Matchup to watch: Georgia offensive line vs. Michigan defensive line. The Bulldogs went into the SEC championship game ranked among the country’s best in sacks allowed with only eight in the first 12 games. But Georgia surrendered three to the Crimson Tide, and the Bulldogs didn’t get much push in the running game, averaging just 3.6 yards per carry. Michigan end Aidan Hutchinson has been a one-man wrecking crew for the Wolverines in 2021, setting a single-season record with 14 sacks. Michigan had 33 sacks and 66 tackles for loss going into Saturday’s Big Ten championship game against Iowa. McShay rates Hutchinson as the No. 5 prospect overall and the No. 2 defensive end, behind Oregon’s Kayvon Thibodeaux, for the 2022 NFL draft.
X factor: Georgia QB Stetson Bennett. Bennett, a former walk-on, had been good for most of the regular season, avoiding mistakes and taking care of the football. But he had two interceptions against the Crimson Tide, including Jordan Battle’s pick-six that gave the Tide a three-touchdown lead early in the fourth quarter. And the Bulldogs couldn’t take advantage of red zone chances until it was too late.
It wasn’t all bad for Bennett. He completed 29-of-48 passes for 340 yards with three scores, but the mistakes were glaring. However, don’t look for Smart and his staff to go back to former starter JT Daniels.

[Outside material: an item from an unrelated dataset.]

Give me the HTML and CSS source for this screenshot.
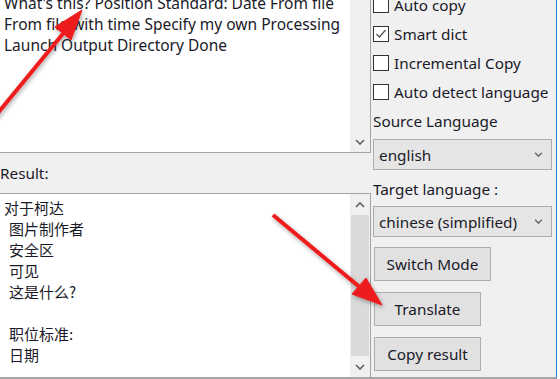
FILE: index.html
```html
<!DOCTYPE html>
<html>
<head>
  <title>Translator</title>
  <link rel="stylesheet" href="styles.css">
</head>
<body>
  <div class="window">
    <div class="left">
      <div class="textbox source">
        <div class="text">
          <div>What's this? Position Standard: Date From file</div>
          <div>From file with time Specify my own Processing</div>
          <div>Launch Output Directory Done</div>
        </div>
        <div class="scrollbar">
          <div class="track"></div>
          <div class="step">
            <svg viewBox="0 0 10 6"><path d="M1 1l4 4 4-4" /></svg>
          </div>
        </div>
      </div>

      <div class="result-label">Result:</div>

      <div class="textbox result">
        <div class="text">
          <div>对于柯达</div>
          <div class="indent">图片制作者</div>
          <div class="indent">安全区</div>
          <div class="indent">可见</div>
          <div class="indent">这是什么?</div>
          <div class="indent">&nbsp;</div>
          <div class="indent">职位标准:</div>
          <div class="indent">日期</div>
        </div>
        <div class="scrollbar">
          <div class="step">
            <svg viewBox="0 0 10 6"><path d="M1 5l4-4 4 4" /></svg>
          </div>
          <div class="track thumb"></div>
          <div class="step">
            <svg viewBox="0 0 10 6"><path d="M1 1l4 4 4-4" /></svg>
          </div>
        </div>
      </div>
    </div>

    <div class="right">
      <label class="check first"><span class="box"></span>Auto copy</label>
      <label class="check">
        <span class="box">
          <svg viewBox="0 0 14 14"><path d="M2.5 7l3 3 6-7" /></svg>
        </span>Smart dict
      </label>
      <label class="check"><span class="box"></span>Incremental Copy</label>
      <label class="check"><span class="box"></span>Auto detect language</label>

      <div class="field-label">Source Language</div>
      <div class="select source-select">
        <span>english</span>
        <svg viewBox="0 0 10 6"><path d="M1 1l4 4 4-4" /></svg>
      </div>

      <div class="field-label target">Target language :</div>
      <div class="select target-select">
        <span>chinese (simplified)</span>
        <svg viewBox="0 0 10 6"><path d="M1 1l4 4 4-4" /></svg>
      </div>

      <button class="switch">Switch Mode</button>
      <button>Translate</button>
      <button>Copy result</button>
    </div>
  </div>

  <svg class="annotations" viewBox="0 0 560 379">
    <defs>
      <filter id="shadow" x="-20%" y="-20%" width="140%" height="140%">
        <feDropShadow dx="1" dy="2" stdDeviation="2" flood-color="#000" flood-opacity="0.35" />
      </filter>
    </defs>
    <g filter="url(#shadow)" fill="#ee1b1b" stroke="#ee1b1b">
      <line x1="-12" y1="125" x2="66" y2="30" stroke-width="4" />
      <polygon points="82,10 71,40 55,27" stroke-width="1" />
      <line x1="273" y1="215" x2="362" y2="289" stroke-width="4" />
      <polygon points="382,305 352,294 366,278" stroke-width="1" />
    </g>
  </svg>
</body>
</html>
```

FILE: styles.css
```css
:root {
  --panel-color: #f0f0f0;
  --text-color: #1a1a28;
  --border-color: #a3a3a3;
  --scroll-track: #f0f0f0;
  --scroll-thumb: #dadada;
  --control-bg: #e5e5e5;
  --control-border: #adadad;
  --window-border: #2a7bd6;
}

body {
  margin: 0;
  width: 560px;
  height: 379px;
  overflow: hidden;
  background: #fafafa;
  font-family: 'Noto Sans', 'Noto Sans CJK SC', sans-serif;
  font-size: 15.3px;
  color: var(--text-color);
  position: relative;
}

.window {
  display: flex;
  width: 556px;
  height: 377px;
  background: var(--panel-color);
  border-right: 1px solid var(--window-border);
  border-bottom: 2px solid #a6a6a6;
}

.left {
  width: 371px;
  display: flex;
  flex-direction: column;
}

.textbox {
  display: flex;
  background: #ffffff;
  border-right: 1px solid var(--border-color);
  overflow: hidden;
}

.textbox.source {
  height: 152px;
  border-bottom: 1px solid var(--border-color);
}

.textbox.result {
  flex: 1;
  border-top: 1px solid var(--border-color);
}

.text {
  flex: 1;
  padding-left: 4px;
  line-height: 21px;
  white-space: nowrap;
  overflow: hidden;
}

.source .text {
  margin-top: -7px;
  font-size: 15.5px;
}

.result .text {
  font-family: 'Noto Sans CJK SC', sans-serif;
  font-size: 15px;
  padding-top: 3px;
}

.result .indent {
  padding-left: 5px;
}

.scrollbar {
  width: 20px;
  display: flex;
  flex-direction: column;
  background: var(--scroll-track);
}

.scrollbar .track {
  flex: 1;
}

.scrollbar .thumb {
  background: var(--scroll-thumb);
  margin: 0 1px;
}

.step {
  height: 21px;
  display: flex;
  align-items: center;
  justify-content: center;
}

.step svg {
  width: 10px;
  height: 6px;
}

.step path,
.select path {
  fill: none;
  stroke: #606060;
  stroke-width: 1.6;
}

.result-label {
  height: 40px;
  display: flex;
  align-items: center;
}

.right {
  flex: 1;
  display: flex;
  flex-direction: column;
  align-items: flex-start;
  padding-left: 2px;
}

.check {
  display: flex;
  align-items: center;
  gap: 5px;
  height: 29px;
  white-space: nowrap;
}

.check.first {
  margin-top: -10px;
}

.box {
  width: 14px;
  height: 14px;
  border: 1px solid #333333;
  background: #ffffff;
  display: flex;
}

.box svg {
  width: 14px;
  height: 14px;
}

.box path {
  fill: none;
  stroke: #555555;
  stroke-width: 1.3;
}

.field-label {
  height: 29px;
  display: flex;
  align-items: center;
  white-space: nowrap;
}

.field-label.target {
  margin-top: 4px;
}

.select {
  box-sizing: border-box;
  width: 179px;
  height: 31px;
  margin-top: 4px;
  display: flex;
  align-items: center;
  justify-content: space-between;
  padding: 0 8px 0 5px;
  background: var(--control-bg);
  border: 1px solid var(--control-border);
  white-space: nowrap;
}

.select svg {
  width: 9px;
  height: 5px;
}

.target-select {
  margin-top: 3px;
}

button {
  box-sizing: border-box;
  height: 34px;
  width: 107px;
  margin: 11px 0 0 1px;
  padding: 0;
  font-family: inherit;
  font-size: 15.3px;
  color: var(--text-color);
  background: #e1e1e1;
  border: 1px solid var(--control-border);
}

button.switch {
  width: 117px;
  margin-top: 10px;
}

.annotations {
  position: absolute;
  left: 0;
  top: 0;
  width: 560px;
  height: 379px;
  pointer-events: none;
}
```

The onetime USC transfer has attempted only 33 passes since his last start, a 40-13 victory against South Carolina on Sept. 18. That’s considerable rust to knock off this late in the season, and with so much at stake, they’re more than likely going to keep their wagon hitched to Bennett.
“We have a decision to make every week at every position, but I have the utmost confidence in Stetson Bennett,” Smart said. “I think he did some really nice things [Saturday night]. We go and reevaluate everything all the time, but he played well. It’s a tough environment we put him in defensively, and we have to be able to run the ball and have a little bit of semblance of balance. I felt like there were times [Saturday night] where we were getting into a scoring contest because our defense didn’t get stops, and you don’t want to have to do that.”